Banks are adjusting their models to reflect deposits leaving a bit sooner than they previously expected, Heisler said. There is much uncertainty about what the right time frame might be, but the shorter assumptions on the deposit side of the balance sheet mean that banks will make similar adjustments on the asset side to avoid a big mismatch.

"Because my deposits are going to be shorter, my bond portfolio necessarily also has to be shorter," Heisler said, noting that banks can opt to replace expiring long-term bonds with shorter-term securities, a strategy that avoids bond sales.
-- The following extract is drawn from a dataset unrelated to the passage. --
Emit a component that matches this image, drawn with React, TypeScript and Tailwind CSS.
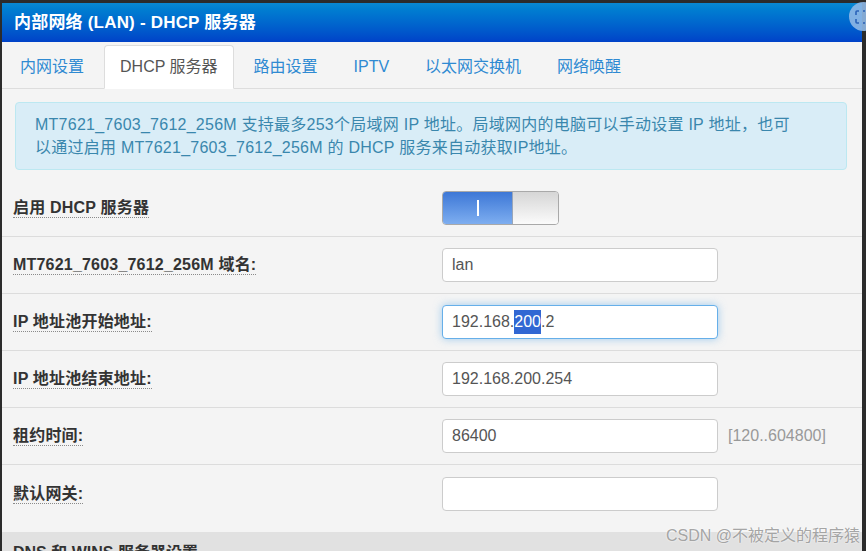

Morgan Stanley analyst Betsy Graseck made a similar argument in a research note Tuesday, focusing specifically on the duration of banks' non-interest-bearing deposits, including commercial clients' checking accounts. Those types of deposits are the "gold in bank balance sheets," Graseck wrote, since banks don't have to pay interest on them, and they tend to be "sticky" since it's time-consuming for depositors to switch accounts.

Many of Silicon Valley Bank's deposits were non-interest bearing, and the "quick, en masse deposit exit calls into question many of the assumptions used to determine the duration of this type of deposit," Graseck wrote.

Banks will "likely need to review or re-justify" their current assumptions for how long their deposits will stay, Graseck wrote. She also noted that regulators may indirectly push all banks with more than $100 billion of assets to hold securities with shorter durations by applying the full liquidity coverage ratio to those banks.

"Shorter-duration liabilities will directly translate to increasing shorter-duration assets like cash and shorter-term Treasuries," Graseck wrote.

That shift would have a ripple effect on other markets, her colleagues wrote, including reduced demand from banks for mortgage-backed securities, lower exposures to municipal bonds and smaller demand for collateralized loan obligations.